Deduction for Taxes on Car Purchases
When purchasing a new “qualified motor vehicle,” an income tax deduction may be available for state and local sales taxes paid. The vehicle purchase date must fall on or after February 17, 2009, and before January 1, 2010.
A qualified vehicle may be an automobile, light truck, motorcycle or motor home. The deduction is only for new car purchase up to $49,500 for taxpayers who do not elect to claim state and local sales taxes as an itemized deductions. There is a phase-out at certain income levels.

Economic Recovery Payment
There is a one-time payment for adults who are eligible for Social Security benefits, Railroad Retirement benefits, veteran’s disability compensation or pension benefits, or qualifying individuals who are eligible for Supplemental Security Income benefits. This is only for those who were eligible for one of the programs in any of the three months prior to the Act’s enactment. The maximum benefit is $250. If the taxpayer is also eligible for “Making Work Pay,” that credit will be reduced by any economic recovery paid.

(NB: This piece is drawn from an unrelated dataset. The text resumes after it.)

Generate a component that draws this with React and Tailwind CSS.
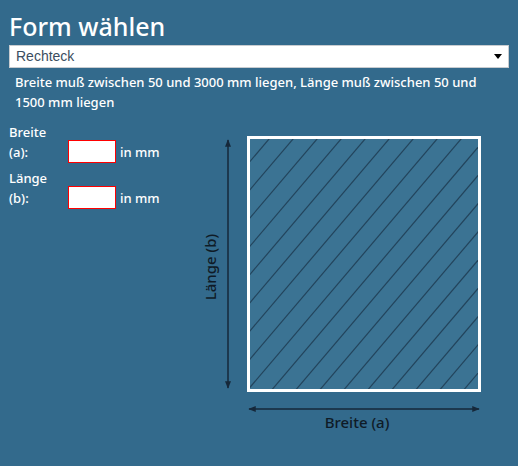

First-time Homebuyer Credit

The new law extends and enhances a tax credit put in place last year to encourage home sales. The credit gives first-time homebuyers a temporary refundable tax credit equal to 10 percent of the purchase price of a home up to $8,000 ($4,000 for married individuals filing separately) The credit begins to phase out for higher-income taxpayers. Initially, the credit was effective for homes purchased on or after April 9, 2008, and before July 1, 2009. The new law extends the credit through November 30, 2009. Moreover, the new law eliminates the repayment requirement for homes purchased after December 31, 2008 and before December 1, 2009. This is a significant enhancement.

Energy Incentives for Individuals

The new law enhances several energy tax incentives that reward taxpayers for installing energy-efficient property and alternative sources of energy in their homes. Among the types of energy-efficient property that may qualify for a tax break are certain heat pumps, furnaces, windows and doors. There is also a tax break for purchasers of plug-in electric vehicles.

Exclusion for Unemployment Compensation
The Act allows for the first $2,400 of unemployment benefits received in 2009 to be excluded from gross income.

Child Tax Credit
Congress has tinkered with the current $1,000 child tax credit many times in recent years. The new law increases the refundable portion of the child tax credit for 2009 and 2010. Taxpayers are eligible for a refundable credit equal to 15 percent of their earned income in excess of $3,000 subject to certain restrictions and phase-outs.

Higher AMT Exemption Amounts
The alternative minimum tax (AMT) was created to ensure that very wealthy individuals pay their fair share of federal taxes. Over time, the AMT has encroached on middle income taxpayers, largely because it was not indexed for inflation. To help middle income taxpayers avoid the AMT, the new law increases the AMT exemption amounts and allows taxpayers to take most personal credits to reduce AMT liability for 2009.